I was amused at how a major focus of Peepo Choo is how fans of Japan and America, both, are chronically doomed to never understand the targets of their affection. What’s less impressive is how major points about such cultural crossovers are imparted to the reader with the sort of info-dumping found in most any manga when a technical topic comes up. Sometimes I feel Smith is not-so-subtly parodying this sort of thing, as when he gives us Jordy’s hilarious riff on the five sexiest outfits possible for a woman (which plays like outtakes from an issue of the fetish specialist manga G-Taste). But when the subject matter becomes that much more sincere, so does the data-dump, and people who liked the biting satire may be irked to see it replaced with gentle sentiment.

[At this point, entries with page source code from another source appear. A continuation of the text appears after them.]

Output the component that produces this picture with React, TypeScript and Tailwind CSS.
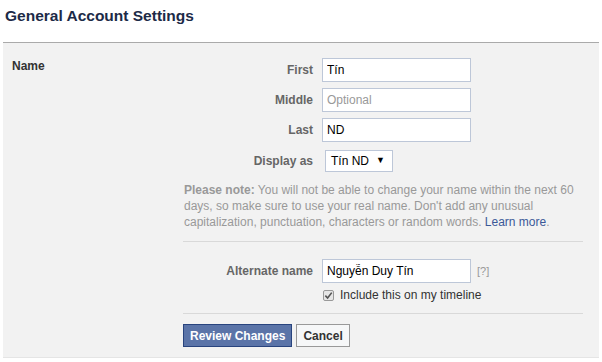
import React from 'react';

const font = { fontFamily: '"Liberation Sans", Arial, sans-serif' };

function Field({ label, value, placeholder }: { label: string; value?: string; placeholder?: string }) {
  return (
    <div className="flex items-center">
      <label className="w-[139px] pr-[9px] text-right text-[12px] font-bold text-[#666]">{label}</label>
      <input
        readOnly
        value={value ?? ''}
        placeholder={placeholder}
        className="h-[24px] w-[149px] border border-[#bdc7d8] bg-white px-[4px] text-[12px] text-[#000] outline-none placeholder:text-[#999]"
        style={font}
      />
    </div>
  );
}

export default function App() {
  return (
    <div className="h-[362px] w-[602px] bg-white text-[12px] text-[#333]" style={font}>
      <h2 className="h-[42px] pl-[5px] pt-[4px] text-[15.5px] font-bold text-[#1c2a47]">General Account Settings</h2>

      <div className="mx-[3px] flex border-t border-b border-t-[#aaa] border-b-[#e5e5e5] bg-[#f2f2f2] pb-[10px] pt-[15px]">
        <div className="w-[180px] pl-[9px] text-[12px] font-bold leading-[16px] text-[#333]">Name</div>

        <div className="w-[400px]">
          <div className="flex flex-col gap-[6px]">
            <Field label="First" value="Tín" />
            <Field label="Middle" placeholder="Optional" />
            <Field label="Last" value="ND" />
          </div>

          <div className="mt-[8px] flex items-center">
            <label className="w-[139px] pr-[9px] text-right text-[12px] font-bold text-[#666]">Display as</label>
            <div className="ml-[3px] flex h-[22px] w-[68px] items-center justify-between border border-[#bdc7d8] bg-white pl-[5px] pr-[7px] text-[12px] text-[#000]">
              <span>Tín ND</span>
              <span className="text-[9px]">▼</span>
            </div>
          </div>

          <p className="mt-[10px] pl-[1px] text-[12px] leading-[16px] text-[#999]">
            <span className="font-bold">Please note:</span> You will not be able to change your name within the next 60
            days, so make sure to use your real name. Don't add any unusual capitalization, punctuation, characters or
            random words. <span className="text-[#3b5998]">Learn more</span>.
          </p>

          <div className="mt-[11px] border-t border-[#d9d9d9]" />

          <div className="mt-[17px] flex items-center">
            <Field label="Alternate name" value="Nguyễn Duy Tín" />
            <span className="ml-[6px] text-[11px] text-[#999]">[?]</span>
          </div>

          <div className="mt-[3px] flex items-center pl-[140px]">
            <span className="flex h-[11px] w-[11px] items-center justify-center rounded-[2px] border border-[#999] bg-[#e6e6e6]">
              <svg viewBox="0 0 10 10" className="h-[9px] w-[9px]">
                <path d="M1.5 5.2 L4 7.8 L8.6 1.8" fill="none" stroke="#555" strokeWidth="1.8" />
              </svg>
            </span>
            <span className="ml-[6px] text-[12px] text-[#333]">Include this on my timeline</span>
          </div>

          <div className="mt-[9px] border-t border-[#d9d9d9]" />

          <div className="mt-[10px] flex gap-[4px]">
            <button className="h-[23px] border border-[#29447e] bg-[#5b74a8] px-[6px] text-[12px] font-bold text-white">
              Review Changes
            </button>
            <button className="h-[23px] border border-[#999] bg-[#f6f7f8] px-[6px] text-[12px] font-bold text-[#333]">
              Cancel
            </button>
          </div>
        </div>
      </div>
    </div>
  );
}
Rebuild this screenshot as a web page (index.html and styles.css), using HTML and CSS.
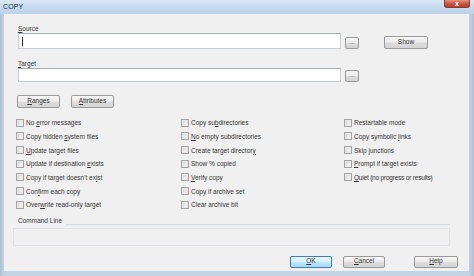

It would collapse completely, I think, if it wasn’t buttressed by being about how his characters are finally finding something exclusively their own — not even a “scene” or a “hobby”, but a fellow human being’s company. A fandom means nothing without fellow fans, and even that doesn’t mean anything if you aren’t able to connect with them as people generally.
I’ve read a number of discussions over the past month about how anime and manga must broaden their reach to far outside Japan’s borders — that they must work as productions with international appeal by default, and not simply rely on fan evangelism, if they intend to survive. A better way to put it, in light of finishing this series, would be to draw a parallel: Some of the hottest jazz records I own are Japanese (case in point: Kaoru Abe), so why can’t one of the brashest, most ambitious manga I’ve read yet be from an American? Well, here it is. It’s the best argument for cultural cross-pollination you’re likely to find this year.
Footnote: One minor gripe I have about the way the last volume is constructed is how Miki essentially disappears for the end of the story — that part of the plot becomes more about Milton’s rapport with (English-speaking) Reiko. We don’t even get to see him say goodbye to Miki, which is a little strange given how fiercely the two of them connected across cultural divides.